Falling Rocks Sign

Writing Roadblock

Over the last several months I’ve found myself stuck whenever I try to work on a few of the short memoir pieces I’ve started. It’s a repeating pattern. An idea, then great first line hook, a couple of paragraphs which flow out easily onto the page, and then a long slow coast to stuckness, followed by lament. My in-progress folder is now littered with a quartet of these.

Then suddenly in the middle of this writing roadblock, a complete flash piece pours out. I tweak it, get feedback, revise a bit and it’s ready for its next stage. All while the others still languish unfinished. Hoping the energy from completing something (anything!) will energize my efforts, I turn back to one of the languishers. Fizzle.

I think I missed this sign when starting on the road to make sense of traumatic experiences through memoir.

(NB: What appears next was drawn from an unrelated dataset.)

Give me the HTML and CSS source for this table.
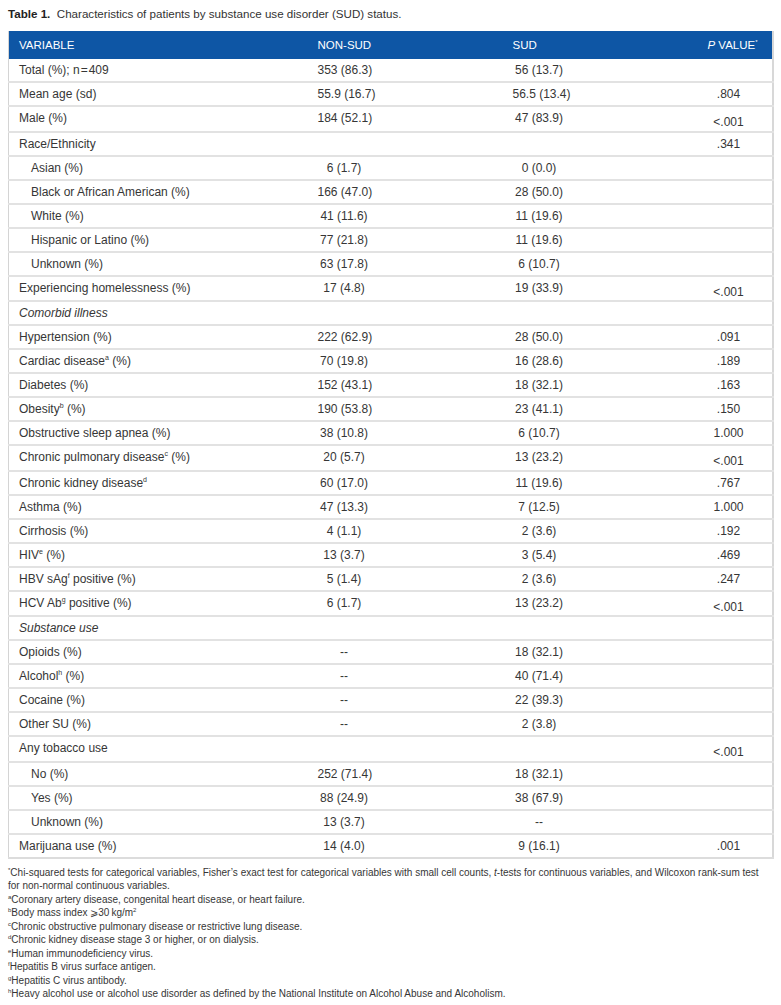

My work in therapy has also been at something of a standstill since the pandemic started. First being disconnected from a safe place ground work to a halt. Then working though every day challenges and finding a path forward for life in this changed world took over my sessions. When bits and pieces of traumatic memories come up from time to time, they are only worked with until they can be packaged and put on a shelf safely for later. Whenever that might be.

Earlier this week I was digging into a memory about a reflections book I’d used a decade ago. I was trying to make sense of what had happened to it, where it had gone. When my memory failed I turned to my journal. Sure enough I found the answer of when I’d used it and with prompting recalled why I’d stopped. Once I’d solved that puzzle I continued on to skim through a bunch of old entries, finding myself coalescing around the summer when memories of my childhood trauma started flooding back to me.

Field of Blue FLowers
So much was fuzzy during that summer of forgotten memories. I could only focus on one at a time, but each and every one got their moment in the sun before fading into the background.

My writing from that time brought back the mad, headlong rush to get down everything I was remembering – before I forgot it all again. In rereading, I found memories I’d forgotten again, and felt the bite of re-remembering horrors I’d not wanted to know. Now though, I can turn the page and move on, the memories contained for the time being in those pages. However the next next (likely disquieting) memory is just a page or two later. As I read through those raw memories of unprocessed trauma I experienced that summer, something tugged at a corner of my mind. I couldn’t quite see it, but I knew it was there just beneath the surface.

A few days later I recounted this experience to my therapist from the safety of the couch in her plant and book lined office. As so often happens in therapy for me, talking about my experiences allows the lines connecting parts of my past to take on sharp relief, becoming suddenly visible. In a moment I saw my writing roadblock in a new way – why some pieces sat unfinished, untouchable, and why others were essentially completed in a single sitting.

Every piece I’d finished was about my experiences since I’d started therapy, since I’d taken control of my life and started working to live in the light of the present. The others? They were all from the shadows of the past, the before times. They were filled with the raw emotions and and unexplained experiences which pulled me to write about my childhood, to find meaning. This pull was also my downfall. I was writing about unprocessed traumatic events which pushed me out of my window of tolerance and straight into the floundering fields of numbness.

Window
Staying in my window of tolerance means working with things one drop at a time.

To write about my childhood experiences, I am going to have to do work in therapy with them. The memories I want to make sense of need to be processed, bit and piece at a time in a safe place. Some can be processed on the page, perhaps in my journal, and eventually as memoir, but much of my work will be done on that couch. I will explore with someone to guide me, to help pull me back, to give perspective. What I am writing about will guide my work processing trauma, and the work in therapy will help me to write. Interweaving the two means having a way finder to help me see the roadblocks, to point the path to through or around so I can make progress in both healing and writing. Because I now see for me, healing and writing are one and the same.

My road ahead is full of twists and turns to work through and around writing roadblocks- there is no map, but I have a guide.